DOLLAR SEEN FALLING UNLESS JAPAN SPURS ECONOMY
  Underlying dollar sentiment is bearish,
  and operators may push the currency to a new low unless Japan
  takes steps to stimulate its economy as pledged in the Paris
  accord, foreign exchange analysts polled by Reuters said here.
      "The dollar is expected to try its psychological barrier of
  150.00 yen and to fall even below that level," a senior dealer
  at one leading bank said.
      The dollar has eased this week, but remains stable at
  around 151.50 yen. Six major industrial countries agreed at a
  meeting in Paris in February to foster currency stability.
      Some dealers said the dollar may decline in the long term,
  but a drastic fall is unlikely because of U.S. Fears of renewed
  inflation and fears of reduced Japanese purchases of U.S.
  Treasury securities, needed to finance the U.S. Deficit.
      Dealers generally doubted whether any economic package
  Japan could adopt soon would be effective enough to reduce its
  trade surplus significantly, and said such measures would
  probably invite further U.S. Steps to weaken the dollar.
      Under the Paris accord, Tokyo promised a package of
  measures after the fiscal 1987 budget was passed to boost
  domestic demand, increase imports and cut its trade surplus.
      But debate on the budget has been delayed by an opposition
  boycott of Parliamentary business over the proposed imposition
  of a five pct sales tax, and the government has only a slim
  chance of producing a meaningful economic package in the near
  future, the dealers said.
      If no such steps are taken, protectionist sentiment in the
  U.S. Congress will grow, putting greater downward pressure on
  the dollar, they said.
      The factors affecting the U.S. Currency have not changed
  since before the Paris accord, they added.
      "Underlying sentiment for the dollar remains bearish due to
  a still-sluggish U.S. Economic outlook, the international debt
  crisis triggered by Brazil's unilateral suspension of interest
  payments on its foreign debts and the reduced clout of the
  Reagan administration as a result of the Iran/Contra arms
  scandal," said a senior dealer at a leading trust bank.
      "There is a possibility that the dollar may decline to
  around 140.00 yen by the end of this year," said Chemical Bank
  Tokyo branch vice president Yukuo Takahashi.
      But operators find it hard to push the dollar either way
  for fear of possible concerted central bank intervention.
      Dealers said there were widespread rumours that the U.S.
  Federal Reserve telephoned some banks in New York to ask for
  quotes last Wednesday, and even intervened to sell the dollar
  when it rose to 1.87 marks.
      The Bank of England also apparently sold sterling in London
  when it neared 1.60 dlrs on Wednesday, they said.
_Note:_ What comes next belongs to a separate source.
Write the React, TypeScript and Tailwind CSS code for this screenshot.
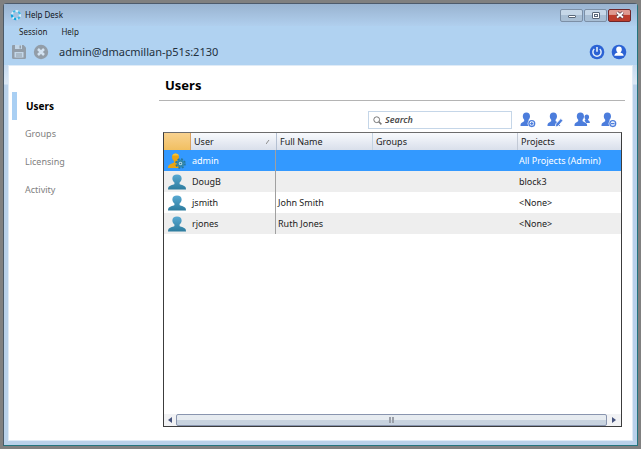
import { useState } from "react";
import type { ReactNode } from "react";

const navItems = ["Users", "Groups", "Licensing", "Activity"];

const users = [
  { name: "admin", fullName: "", groups: "", projects: "All Projects (Admin)", admin: true },
  { name: "DougB", fullName: "", groups: "", projects: "block3", admin: false },
  { name: "jsmith", fullName: "John Smith", groups: "", projects: "<None>", admin: false },
  { name: "rjones", fullName: "Ruth Jones", groups: "", projects: "<None>", admin: false },
];

const BUST =
  "M7 0.5c2.3 0 3.6 1.5 3.6 3.7 0 1.6-.7 3-1.6 3.8v1.3c0 .6 3.9 1.2 4.6 3 .3.7.4 1.5.4 2.2H0c0-.7.1-1.5.4-2.2.7-1.8 4.6-2.4 4.6-3V8c-.9-.8-1.6-2.2-1.6-3.8C3.4 2 4.7.5 7 .5z";

function AppLogo() {
  return (
    <svg className="h-3 w-3" viewBox="0 0 12 12" fill="none" aria-hidden="true">
      <circle cx="6" cy="6" r="4" stroke="#d8effa" strokeWidth="2.2" />
      <path d="M3.2 3.1A4 4 0 0 1 5.4 2M8.2 2.700A4 4 0 0 1 9.900 5.300M9.600 7.700A4 4 0 0 1 7.800 9.600" stroke="#3fb6e3" strokeWidth="2.200" />
      <path d="M2 5.500A4 4 0 0 0 2.700 8.300M4 9.500a4 4 0 0 0 2.300.5" stroke="#0fa3dd" strokeWidth="2.400" />
    </svg>
  );
}

function SaveIcon() {
  return (
    <svg className="h-4 w-4" viewBox="0 0 16 16" aria-hidden="true">
      <path d="M2 1h10.500L15 3.500v10a1.500 1.500 0 0 1-1.500 1.500h-11A1.500 1.500 0 0 1 1 13.500V2a1 1 0 0 1 1-1z" fill="#929da8" />
      <path d="M4 1h7v4H4zM3.500 8h9v5.500h-9z" fill="#c3d7e9" />
      <path d="M8.500 1.500H10v3H8.500zM5 9.500h6v1H5zM5 11.500h6v1H5z" fill="#929da8" />
    </svg>
  );
}

function CancelIcon() {
  return (
    <svg className="h-4 w-4" viewBox="0 0 16 16" aria-hidden="true">
      <circle cx="8" cy="8" r="7.200" fill="#929da8" />
      <path d="M5 5l6 6M11 5l-6 6" stroke="#d3e3f2" strokeWidth="2.500" />
    </svg>
  );
}

function PowerIcon() {
  return (
    <svg className="h-4 w-4" viewBox="0 0 16 16" aria-hidden="true">
      <circle cx="8" cy="8" r="7.300" fill="#2b62d4" />
      <path d="M5.300 5a4.100 4.100 0 1 0 5.400 0" fill="none" stroke="#e4effb" strokeWidth="1.500" />
      <path d="M8 3v4.800" stroke="#e4effb" strokeWidth="1.600" />
    </svg>
  );
}

function AccountIcon() {
  return (
    <svg className="h-4 w-4" viewBox="0 0 16 16" aria-hidden="true">
      <circle cx="8" cy="8" r="7.300" fill="#2b62d4" />
      <path
        d="M8 2.600c1.900 0 2.800 1.200 2.800 2.900 0 1.200-.5 2.100-1.200 2.700v.5c1.400.4 2.900.9 3.100 3.100H3.300c.2-2.200 1.700-2.700 3.100-3.100v-.5c-.7-.6-1.200-1.500-1.200-2.700 0-1.700.9-2.900 2.800-2.900z"
        fill="#fff"
      />
    </svg>
  );
}

function UserActionIcon({ children }: { children: ReactNode }) {
  return (
    <svg className="h-4 w-4" viewBox="0 0 16 16" aria-hidden="true">
      <path
        d="M6.400.5c2.300 0 3.600 1.500 3.600 3.700 0 1.500-.6 2.700-1.400 3.500v1.200c0 .8 3.600 1.200 4.300 3.200.2.600.2 1.300.2 1.900H.5c0-.6 0-1.300.2-1.900.7-2 3.500-2.400 3.500-3.200V7.700c-.8-.8-1.400-2-1.400-3.500C2.800 2 4.100.5 6.400.5z"
        fill="#4c7ddc"
      />
      {children}
    </svg>
  );
}

function RowIcon({ admin }: { admin: boolean }) {
  if (admin) {
    return (
      <svg className="h-4 w-[18px]" viewBox="0 0 18 16" aria-hidden="true">
        <path
          d="M7.500.5C9.700.5 11 1.800 11 3.800S10 7.500 9 8v1.500l3 5.500H0c0-2 .5-3 1.800-3.600L6 9.500V8C5 7.300 4 5.800 4 3.800S5.300.5 7.500.5z"
          fill="#e9a414"
        />
        <path d="M4.200 2.600C4.800 1.100 6.200.4 7.500.4s3 .7 3.500 2.200z" fill="#f8c63a" />
        <circle cx="12.500" cy="10.500" r="4.300" fill="none" stroke="#28779b" strokeWidth="2" strokeDasharray="1.900 1.480" />
        <circle cx="12.500" cy="10.500" r="2.800" fill="#b4d9e8" stroke="#3287ab" strokeWidth="2" />
        <circle cx="12.500" cy="10.500" r=".8" fill="#286f91" />
      </svg>
    );
  }
  return (
    <svg className="h-4 w-[18px]" viewBox="0 0 14 15" preserveAspectRatio="none" aria-hidden="true">
      <defs>
        <linearGradient id="bust" x1="0" y1="0" x2="0" y2="1">
          <stop offset="0" stopColor="#58a9d2" />
          <stop offset="1" stopColor="#2d7c9e" />
        </linearGradient>
      </defs>
      <path d={BUST} fill="url(#bust)" />
    </svg>
  );
}

const actions = [
  {
    label: "Add user",
    badge: (
      <>
        <circle cx="11.800" cy="11.600" r="4.200" fill="#fff" />
        <circle cx="11.800" cy="11.600" r="2.900" fill="#fff" stroke="#4c7ddc" strokeWidth="1.300" />
        <path d="M11.800 10v3.200M10.200 11.600h3.200" stroke="#4c7ddc" strokeWidth="1.200" />
      </>
    ),
  },
  {
    label: "Edit user",
    badge: (
      <path d="M8.300 15.300l.6-3.500 4.900-5.300 2.200 2-4.800 5.600z" fill="#4c7ddc" stroke="#fff" strokeWidth=".9" />
    ),
  },
  {
    label: "Add to group",
    badge: (
      <path
        d="M12.800 2.500c1.500 0 2.300 1 2.300 2.400 0 1.100-.4 1.900-1 2.400v.9c.9.4 1.700.9 1.800 2.800h-3.700L10.500 8.600l1-1.300c-.6-.5-1-1.300-1-2.400 0-1.400.8-2.400 2.300-2.400z"
        fill="#4c7ddc"
      />
    ),
  },
  {
    label: "Remove user",
    badge: (
      <>
        <circle cx="11.800" cy="11.600" r="4.200" fill="#fff" />
        <circle cx="11.800" cy="11.600" r="2.900" fill="#fff" stroke="#4c7ddc" strokeWidth="1.300" />
        <path d="M10 11.600h3.600" stroke="#4c7ddc" strokeWidth="1.400" />
      </>
    ),
  },
];

function TitleBar() {
  const frame =
    "flex h-[13px] w-[23px] items-center justify-center rounded-[2px] border border-[#7c8fa6] bg-linear-to-b from-[#c6d7e8] from-50% to-[#a9bfd5] to-50%";
  return (
    <header className="flex h-[22px] items-center justify-between bg-linear-to-b from-[#99b3d0] to-[#b0cfee] px-[6px]">
      <div className="flex items-center gap-[3px]">
        <AppLogo />
        <h1 className="text-[8px] leading-3 text-[#10151c]">Help Desk</h1>
      </div>
      <div className="flex gap-px">
        <button className={frame} aria-label="Minimize">
          <span className="mt-[3px] h-[3px] w-2 rounded-[1px] border border-[#596779] bg-white" />
        </button>
        <button className={frame} aria-label="Maximize">
          <span className="h-[7px] w-2 rounded-[1px] border border-[#596779] bg-white p-px">
            <span className="block h-[3px] border border-[#596779]" />
          </span>
        </button>
        <button
          className="flex h-[13px] w-[23px] items-center justify-center rounded-[2px] border border-[#70262a] bg-linear-to-b from-[#df9a90] from-40% to-[#bc3d2c] to-50%"
          aria-label="Close"
        >
          <svg className="h-2 w-[10px]" viewBox="0 0 10 8" aria-hidden="true">
            <path d="M2 1.500l6 5M8 1.500l-6 5" stroke="#5b3f48" strokeWidth="3.400" />
            <path d="M2 1.500l6 5M8 1.500l-6 5" stroke="#fff" strokeWidth="1.800" />
          </svg>
        </button>
      </div>
    </header>
  );
}

function HorizontalScrollbar() {
  return (
    <div className="flex h-3 bg-[#f1f2f4]">
      <button className="flex w-3 items-center justify-center" aria-label="Scroll left">
        <svg className="h-[6px] w-1" viewBox="0 0 4 6" aria-hidden="true">
          <path d="M4 0v6L0 3z" fill="#46537d" />
        </svg>
      </button>
      <div className="flex flex-1 items-center justify-center gap-px rounded-[2px] border border-[#8995af] bg-linear-to-b from-[#e6ebf0] from-50% to-[#c8d3df] to-50%">
        <span className="h-[6px] w-[2px] bg-[#9a9fa8]" />
        <span className="h-[6px] w-[2px] bg-[#9a9fa8]" />
      </div>
      <button className="flex w-[14px] items-center justify-center" aria-label="Scroll right">
        <svg className="h-[6px] w-1" viewBox="0 0 4 6" aria-hidden="true">
          <path d="M0 0v6l4-3z" fill="#46537d" />
        </svg>
      </button>
    </div>
  );
}

export default function App() {
  const [page, setPage] = useState("Users");
  const [selected, setSelected] = useState("admin");
  const [query, setQuery] = useState("");

  const visible = users.filter((u) => (u.name + u.fullName).toLowerCase().includes(query.toLowerCase()));

  return (
    <div className="flex min-h-screen bg-[#808080] p-[3px] font-['Noto_Sans','Open_Sans',sans-serif] text-[9px] leading-3 text-[#1c1c1c]">
      <div className="flex flex-1 flex-col rounded-t-[4px] border border-t-[#4e5b6b] border-r-[#24757f] border-b-[#24757f] border-l-[#4b5a68] bg-linear-to-b from-[#c4d9ef] from-[60px] via-[#dce8f5] via-[80px] to-[#b9d1ea] to-[81px] pb-[4px]">
        <TitleBar />

        <div className="bg-[#b0d2f1]">
          <nav className="flex h-[11px] items-center gap-[14px] pl-[15px] text-[8px] leading-[10px]" aria-label="Menu">
            <button>Session</button>
            <button>Help</button>
          </nav>
          <div className="flex h-7 items-center pt-[2px] pr-[10px] pl-[7px]">
            <button aria-label="Save">
              <SaveIcon />
            </button>
            <button className="ml-[6px]" aria-label="Cancel">
              <CancelIcon />
            </button>
            <span className="ml-[10px] flex-1 text-[11px] leading-4 text-[#23303d]">admin@dmacmillan-p51s:2130</span>
            <button aria-label="Disconnect">
              <PowerIcon />
            </button>
            <button className="ml-[6px]" aria-label="Account">
              <AccountIcon />
            </button>
          </div>
        </div>

        <div className="mx-1 flex flex-1 border border-[#dfebf7] bg-white">
          <nav className="w-[150px] pt-[26px] pl-[3px]" aria-label="Sections">
            {navItems.map((item) => (
              <a
                key={item}
                href={"#" + item.toLowerCase()}
                onClick={() => setPage(item)}
                className={
                  item === page
                    ? "flex h-7 items-center border-l-[5px] border-[#a9cff3] pl-[9px] text-[10px] font-bold text-black"
                    : "flex h-7 items-center border-l-[5px] border-transparent pl-2 text-[#808080]"
                }
              >
                {item}
              </a>
            ))}
          </nav>

          <main className="flex min-w-0 flex-1 flex-col pr-[7px]">
            <h2 className="flex h-[35px] items-center border-b border-[#b4b4b4] pt-[4px] pl-[6px] text-[13px] leading-5 font-bold text-black">
              {page}
            </h2>

            <div className="mt-[10px] flex items-center justify-end">
              <label className="flex h-[18px] w-[144px] items-center gap-[3px] border border-[#c5d6e8] bg-white pl-1">
                <svg className="h-[9px] w-[9px]" viewBox="0 0 9 9" fill="none" stroke="#777" aria-hidden="true">
                  <circle cx="3.700" cy="3.700" r="2.900" strokeWidth="1" />
                  <path d="M5.800 5.800L8.400 8.400" strokeWidth="1.500" />
                </svg>
                <input
                  className="min-w-0 flex-1 font-semibold italic outline-none placeholder:text-[#4c4c4c]"
                  placeholder="Search"
                  aria-label="Search"
                  value={query}
                  onChange={(e) => setQuery(e.target.value)}
                />
              </label>
              <div className="mr-2 ml-2 flex gap-[11px]">
                {actions.map((action) => (
                  <button key={action.label} aria-label={action.label}>
                    <UserActionIcon>{action.badge}</UserActionIcon>
                  </button>
                ))}
              </div>
            </div>

            <div className="mt-[3px] mr-[3px] mb-[13px] ml-1 flex flex-1 flex-col border border-[#3c3c3c] border-t-[#6c6c6c]">
              <table className="w-full table-fixed border-separate border-spacing-0 text-left">
                <colgroup>
                  <col className="w-[26px]" />
                  <col className="w-[86px]" />
                  <col className="w-24" />
                  <col className="w-[145px]" />
                  <col />
                </colgroup>
                <thead>
                  <tr className="h-[17px] bg-linear-to-b from-[#f8fafd] to-[#d9dfeb]">
                    <th className="bg-linear-to-b from-[#f8d28f] to-[#f1bf60] p-0" aria-label="Type" />
                    <th className="border-l border-[#dba262] p-0 pl-[3px] font-normal">
                      <div className="flex items-center justify-between pr-[6px]">
                        User
                        <svg className="h-1 w-1" viewBox="0 0 4 4" fill="none" aria-hidden="true">
                          <path d="M0 4L3 0" stroke="#8c8c8c" />
                        </svg>
                      </div>
                    </th>
                    <th className="border-l border-[#b4c0d2] p-0 pl-[3px] font-normal">Full Name</th>
                    <th className="border-l border-[#c3d3e2] p-0 pl-[3px] font-normal">Groups</th>
                    <th className="border-l border-[#c3cad6] p-0 pl-[3px] font-normal">Projects</th>
                  </tr>
                </thead>
                <tbody>
                  {visible.map((user) => (
                    <tr
                      key={user.name}
                      onClick={() => setSelected(user.name)}
                      className={
                        user.name === selected ? "h-[21px] bg-[#3399ff] text-white" : "h-[21px] odd:bg-white even:bg-[#eeeeee]"
                      }
                    >
                      <td className="p-0 pl-1">
                        <RowIcon admin={user.admin} />
                      </td>
                      <td className="border-r border-[#a0a0a0] p-0 pl-[2px]">{user.name}</td>
                      <td className="p-0 pl-[2px]">{user.fullName}</td>
                      <td className="p-0 pl-[2px]">{user.groups}</td>
                      <td className="p-0 pl-[2px]">{user.projects}</td>
                    </tr>
                  ))}
                </tbody>
              </table>
              <div className="flex-1" />
              <HorizontalScrollbar />
            </div>
          </main>
        </div>
      </div>
    </div>
  );
}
      But other dealers said they doubted the efficacy of central
  bank intervention, saying it may stimulate the dollar's decline
  because many dealers are likely to await such dollar buying
  intervention as a chance to sell dollars.
      However, First National Bank of Chicago Tokyo Branch
  assistant manager Hiroshi Mochizuki said "The dollar will not
  show drastic movement at least to the end of March."
      Other dealers said the U.S. Seems unwilling to see any
  strong dollar swing until Japanese companies close their books
  for the fiscal year ending on March 31, because a weak dollar
  would give Japanese institutional investors paper losses on
  their foreign holdings, which could make them lose interest in
  purchases of U.S. Treasury securities.
      U.S. Monetary officials may refrain from making any
  comments this month to avoid influencing rates, they said.